-- AVAILABLE DATA start --

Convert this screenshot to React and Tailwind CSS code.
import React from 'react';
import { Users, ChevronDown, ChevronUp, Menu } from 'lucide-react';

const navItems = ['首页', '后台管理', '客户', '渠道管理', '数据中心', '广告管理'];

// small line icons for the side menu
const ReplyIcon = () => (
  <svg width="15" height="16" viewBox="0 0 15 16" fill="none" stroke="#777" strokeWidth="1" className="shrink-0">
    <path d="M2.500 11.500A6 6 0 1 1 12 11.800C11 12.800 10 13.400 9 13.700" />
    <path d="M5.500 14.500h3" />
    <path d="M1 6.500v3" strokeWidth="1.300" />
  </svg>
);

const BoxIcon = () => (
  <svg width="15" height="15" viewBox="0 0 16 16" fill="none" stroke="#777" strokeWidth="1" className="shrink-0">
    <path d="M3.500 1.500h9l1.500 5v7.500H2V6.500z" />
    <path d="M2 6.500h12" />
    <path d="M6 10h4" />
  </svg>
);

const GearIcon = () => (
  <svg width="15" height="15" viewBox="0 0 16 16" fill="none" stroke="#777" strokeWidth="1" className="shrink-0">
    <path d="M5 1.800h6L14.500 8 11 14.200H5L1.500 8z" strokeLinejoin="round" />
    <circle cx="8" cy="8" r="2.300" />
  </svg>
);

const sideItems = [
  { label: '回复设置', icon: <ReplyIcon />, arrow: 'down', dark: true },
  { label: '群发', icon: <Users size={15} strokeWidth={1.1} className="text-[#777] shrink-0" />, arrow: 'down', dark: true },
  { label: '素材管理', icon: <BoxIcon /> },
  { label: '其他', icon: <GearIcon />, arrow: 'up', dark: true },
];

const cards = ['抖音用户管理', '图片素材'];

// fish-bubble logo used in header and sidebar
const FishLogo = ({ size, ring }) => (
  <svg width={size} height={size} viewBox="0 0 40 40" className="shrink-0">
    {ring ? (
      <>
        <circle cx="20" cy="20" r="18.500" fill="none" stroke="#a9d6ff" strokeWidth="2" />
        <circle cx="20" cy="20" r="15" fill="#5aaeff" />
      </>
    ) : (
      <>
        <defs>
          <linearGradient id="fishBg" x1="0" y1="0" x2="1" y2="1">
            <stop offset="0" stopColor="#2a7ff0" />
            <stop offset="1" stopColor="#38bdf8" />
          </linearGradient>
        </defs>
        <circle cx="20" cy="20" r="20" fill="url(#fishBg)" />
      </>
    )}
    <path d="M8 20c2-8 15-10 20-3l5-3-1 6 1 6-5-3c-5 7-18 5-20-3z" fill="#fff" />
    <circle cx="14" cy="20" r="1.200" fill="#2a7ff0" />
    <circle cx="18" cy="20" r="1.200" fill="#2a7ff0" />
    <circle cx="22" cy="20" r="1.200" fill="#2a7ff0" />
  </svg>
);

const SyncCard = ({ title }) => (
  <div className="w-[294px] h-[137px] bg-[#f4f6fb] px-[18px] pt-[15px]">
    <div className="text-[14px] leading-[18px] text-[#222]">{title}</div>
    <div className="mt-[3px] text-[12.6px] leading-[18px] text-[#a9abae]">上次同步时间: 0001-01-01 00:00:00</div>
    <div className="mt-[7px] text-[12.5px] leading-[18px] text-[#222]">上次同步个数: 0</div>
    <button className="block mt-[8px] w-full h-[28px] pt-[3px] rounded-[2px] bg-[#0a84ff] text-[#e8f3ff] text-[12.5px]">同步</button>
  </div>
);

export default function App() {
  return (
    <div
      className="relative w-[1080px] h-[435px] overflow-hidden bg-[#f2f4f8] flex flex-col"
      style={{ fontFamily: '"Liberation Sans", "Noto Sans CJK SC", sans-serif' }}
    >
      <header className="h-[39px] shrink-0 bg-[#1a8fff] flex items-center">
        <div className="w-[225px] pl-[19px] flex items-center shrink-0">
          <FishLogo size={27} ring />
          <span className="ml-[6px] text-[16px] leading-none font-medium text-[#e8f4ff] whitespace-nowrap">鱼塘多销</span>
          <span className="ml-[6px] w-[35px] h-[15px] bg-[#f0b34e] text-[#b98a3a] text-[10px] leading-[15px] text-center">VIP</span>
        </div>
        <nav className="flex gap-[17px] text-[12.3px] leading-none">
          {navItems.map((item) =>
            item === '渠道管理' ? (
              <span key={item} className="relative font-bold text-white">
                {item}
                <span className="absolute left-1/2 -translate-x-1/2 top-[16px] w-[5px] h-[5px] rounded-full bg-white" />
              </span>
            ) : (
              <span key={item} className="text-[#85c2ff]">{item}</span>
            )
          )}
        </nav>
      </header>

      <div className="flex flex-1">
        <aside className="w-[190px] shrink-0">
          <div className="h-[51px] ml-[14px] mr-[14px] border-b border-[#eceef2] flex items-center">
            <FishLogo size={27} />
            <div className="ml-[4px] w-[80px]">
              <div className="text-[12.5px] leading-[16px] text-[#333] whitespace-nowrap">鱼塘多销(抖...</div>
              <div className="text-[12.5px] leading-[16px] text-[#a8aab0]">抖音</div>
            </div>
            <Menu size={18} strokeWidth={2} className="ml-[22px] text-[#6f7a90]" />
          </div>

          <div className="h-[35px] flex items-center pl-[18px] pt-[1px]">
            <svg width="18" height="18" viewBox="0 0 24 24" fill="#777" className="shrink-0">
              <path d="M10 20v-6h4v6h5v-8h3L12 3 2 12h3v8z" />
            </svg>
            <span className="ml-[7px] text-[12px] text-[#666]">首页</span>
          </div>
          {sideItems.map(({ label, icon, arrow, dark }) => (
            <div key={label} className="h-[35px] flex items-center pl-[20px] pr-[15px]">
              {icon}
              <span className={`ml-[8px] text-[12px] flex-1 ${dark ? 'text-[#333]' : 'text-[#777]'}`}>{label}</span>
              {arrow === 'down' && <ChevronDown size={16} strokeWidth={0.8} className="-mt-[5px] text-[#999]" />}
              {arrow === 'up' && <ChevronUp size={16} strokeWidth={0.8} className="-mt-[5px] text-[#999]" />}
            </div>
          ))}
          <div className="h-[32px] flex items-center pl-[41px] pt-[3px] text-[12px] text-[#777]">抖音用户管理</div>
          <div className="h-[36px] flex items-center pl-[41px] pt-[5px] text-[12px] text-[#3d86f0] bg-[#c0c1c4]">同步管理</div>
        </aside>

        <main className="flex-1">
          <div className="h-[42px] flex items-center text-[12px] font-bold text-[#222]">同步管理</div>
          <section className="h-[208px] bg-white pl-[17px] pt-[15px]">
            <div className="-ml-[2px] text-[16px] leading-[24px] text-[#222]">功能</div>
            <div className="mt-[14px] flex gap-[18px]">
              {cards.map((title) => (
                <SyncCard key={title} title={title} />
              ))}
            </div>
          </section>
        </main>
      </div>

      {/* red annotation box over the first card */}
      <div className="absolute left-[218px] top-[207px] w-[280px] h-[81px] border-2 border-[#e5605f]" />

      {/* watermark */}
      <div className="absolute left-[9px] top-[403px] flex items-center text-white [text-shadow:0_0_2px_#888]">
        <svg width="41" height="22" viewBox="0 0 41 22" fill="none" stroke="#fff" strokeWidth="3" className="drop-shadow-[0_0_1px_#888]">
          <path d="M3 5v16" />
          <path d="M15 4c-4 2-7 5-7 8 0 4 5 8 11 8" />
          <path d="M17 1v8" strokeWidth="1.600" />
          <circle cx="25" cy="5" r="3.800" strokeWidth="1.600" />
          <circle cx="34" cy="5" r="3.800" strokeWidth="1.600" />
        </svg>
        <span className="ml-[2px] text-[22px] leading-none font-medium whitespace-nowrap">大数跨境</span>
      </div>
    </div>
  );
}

-- AVAILABLE DATA end --

**DIRECTIONS FOR THIS TASK:** Quote the listing above from its first line to the line with "const navItems = ['首页', '后台管理', '客户', '渠道管理', '数据中心', '广告管理'];", inclusive, and add nothing.

**COMPLETED TASK:**
Convert this screenshot to React and Tailwind CSS code.
import React from 'react';
import { Users, ChevronDown, ChevronUp, Menu } from 'lucide-react';

const navItems = ['首页', '后台管理', '客户', '渠道管理', '数据中心', '广告管理'];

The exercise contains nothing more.